Does any of the research specifically focus on marriage, or is the real issue parenting cohabitation?

I ask as another factor might be whether someone having kids has become more serious about what they earn as a result. When I became a parent, my partner choose to have a career break and subsequently retrained.

As a result, we went from having two comparable incomes to one, and I simply needed to earn more money to keep the same-ish standard of living. I was lucky enough to get a promotion, but had this not happened, I would doubtless have started looking elsewhere, and as we know, changing jobs is a good way to get a pay raise.

So, a big factor for me would be that it's not being married, per se, as the change in household earning that compels the remaining earner to begin to need to earn more money; shit gets serious.

Luis Enrique

yes, re. your penultimate para, being the sole breadwinner for a family of 4 caused me to wage bargain more aggressively and, I think, may also have been seen as a 'reasonable' basis for my salary demands by my employer. If my wife was earning, or I was solo, I'd not have bothered.

D

Another plus 1 for your penultimate paragraph.

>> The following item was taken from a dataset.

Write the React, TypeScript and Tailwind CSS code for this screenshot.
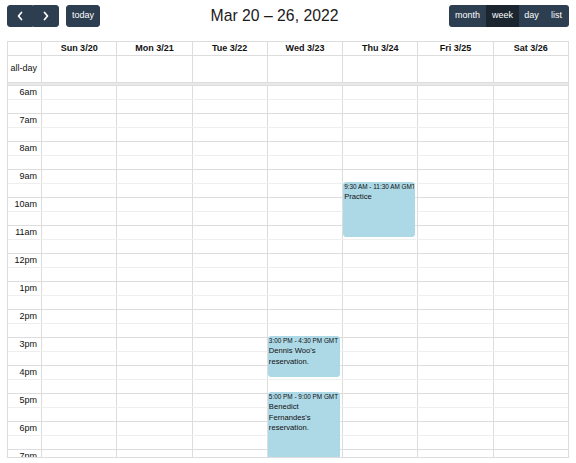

As well as more agressive wage bargaining, there's also what I'd term 'boss pleasing'. Married men are, in my experience, more likely to focus on what the boss wants for a few reasons: getting promotions and pay rises, geting away from work on time, generall carig less. As a singleton with little ambition promotionwise, I tend to focus on doing or arguing for what (I think) is the right thing.


Also I'm sure job security. But that's not too much of an issue where I work.

patrick

I think Dave is on to something. I know that this is anecdote not data, but recently I, a single man with no children, was approached and asked if I was interested in a job that would have involved a significant pay-rise and a lot more hassle and responsibility. And I thought 'I don't need the money'. If I had a family, I expect I would have thought differently (not least because things as basic as housing costs shoot up if you need space for 3-5 people rather than just yourself.

Tim Worstall

Fathers earn more than non-fathers, mothers less than non-mothers. All on average, of course. There was a CBO (umm, report? Or just by a former CBO bird) thing which said that they couldn't see a gender pay gap when they controlled for familial position. Primary child carers made less than their partners.

What would be fascinating to find out is whether that quartet, father, non, mother, non, actually accounts for all of the observable gender pay gap. I rather think it does but I've not the skills to be able to show it.

If mothers earn 10% less, fathers some amount more than other men, the total pay gap is around 10%, not all are parents, it looks like it would be close as a one stop explanation at least.

mpc

I think Dave's comment is very valid.

My experiance of having a family is that your disposable income drops. One parent tends to work less hours or stop work, so the other partner has to make up the difference. This makes you more aggressive in your pay bargaining and also more likely to shop around for jobs with more money.

Generally your animal sprits increase as you have more to loose.

Now my family is grown up I am more interested in taking things easy and I look at enjoying work more.

Bonnemort

" I suspect that if I’d ever been married I would have earned more because I would have changed jobs. I’d have chosen higher-paid but riskier or less interesting jobs than the one I’ve had."

No, you ideally want your children not to be moving schools every couple of years, losing their mates, and your stay at home wife losing her social circle.

You only do that at the top end of salary, and even then I've known someone turn down a global CEO role cos his kids were happy at their private school (his wife then left him for one of his sales guys, no good deed unpunished).

Most blokes work harder on becoming fathers, you suddenly have more people dependent on you.